Issuance The Public Works Director or designee shall issue a revocable permit to maintain a
publishers' box after:
a. receipt of a completed application that includes the name of the publisher, the
name of the publication, and a mailing address for the publication; and
b. the applicant provides a telephone number and electronic mail address at
which a contact person can be reached; and
c. the applicant provides assurance that it shall comply with all conditions of the
City ordinances and the permit system.
Duration Regardless of when the permit is issued, the permit shall expire on the following
September 30. Notwithstanding any other provision, any permit issued prior to September 30,
2016 will expire on September 30, 2017. The City will provide a notice of renewal via electronic
mail.
Conditions of Permit/Maintenance Requirements The maintenance conditions of the permit are:
a. The box shall be marked with the name of the publisher and/or publication.

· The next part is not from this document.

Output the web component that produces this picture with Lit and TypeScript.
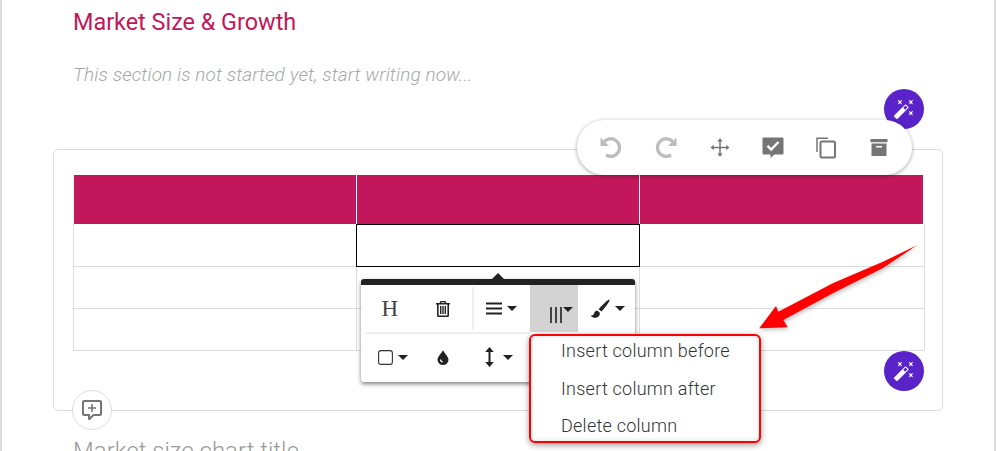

b. The box shall be maintained in good working order at all times including no
broken or missing parts.
c. If the box is malfunctioning, vandalized or otherwise damaged, it shall be
repaired within 7 calendar days of City notification of any such damage.
d. The box shall be kept clean and free of graffiti and refuse, pasted handbills,
and debris of any description, including ruined or out -dated publications
(defined as any publication with a cover date more than 45 days past).
e. The box shall be placed or maintained no closer than three feet from a fire
hydrant.
f. The box shall be placed or maintained no closer than 15 feet of a crosswalk
as defined in Section 9-1-1 of the City Code.
g. The box shall be placed or maintained in a manner that allows at least 5 feet
of unobstructed walkway.
h. The box shall not be locked or affixed to a pole, bicycle rack, bench, or any
other public amenity.
i. Except for the name or branding of the publication, the box shall not contain
any third -party advertising or any display of the type and name of a product,
good or service of a third -party.
Assignment The sale or assignment of a publishers' box permit is expressly prohibited unless
approved in writing by the Public Works Director or designee.
Revocation and Suspension If the Public Works Director or designee finds that a city ordinance,
state law, federal law, or a provision of the "Publishers' Maintenance Code Permit Policy" has
been violated, any permit may be revoked or suspended. The Public Works Director or
designee shall notify the permit holder of the violation by notifying the permit holder of the
violation, in writing, at the physical and electronic addresses listed on permit application. The
notice of violation shall state the following:
a. The City's intent to revoke or suspend the publishers' box permit.
b. A description and a photograph of the reason for the revocation or suspension
with reference to the applicable City ordinance, state law, federal law, or permit
provision.
c. Actions that must be taken by the permit holder to remedy the violation.
d. The place and time of a hearing at which the permit holder will be given the
opportunity to present a written or oral statement to the City Manager or
designee if the permit holder believes that there are not grounds for revocation or
suspension. The City Manager or designee will provide the permit holder with a
written decision if the permit holder presents written or oral statements.
e. A statement that the publishers' box will be promptly removed by the City without
further notice to the permit holder if the permit is revoked or suspended.
Removal If the publishers' box permit is revoked or suspended, the City may remove the
publishers' box without further notice to the permit holder. If the publishers' box is removed, the
City shall store it for 30 days. If the permit holder does not claim the publishers' box within 30
days of its removal, it will be considered abandoned, and the City may dispose of it.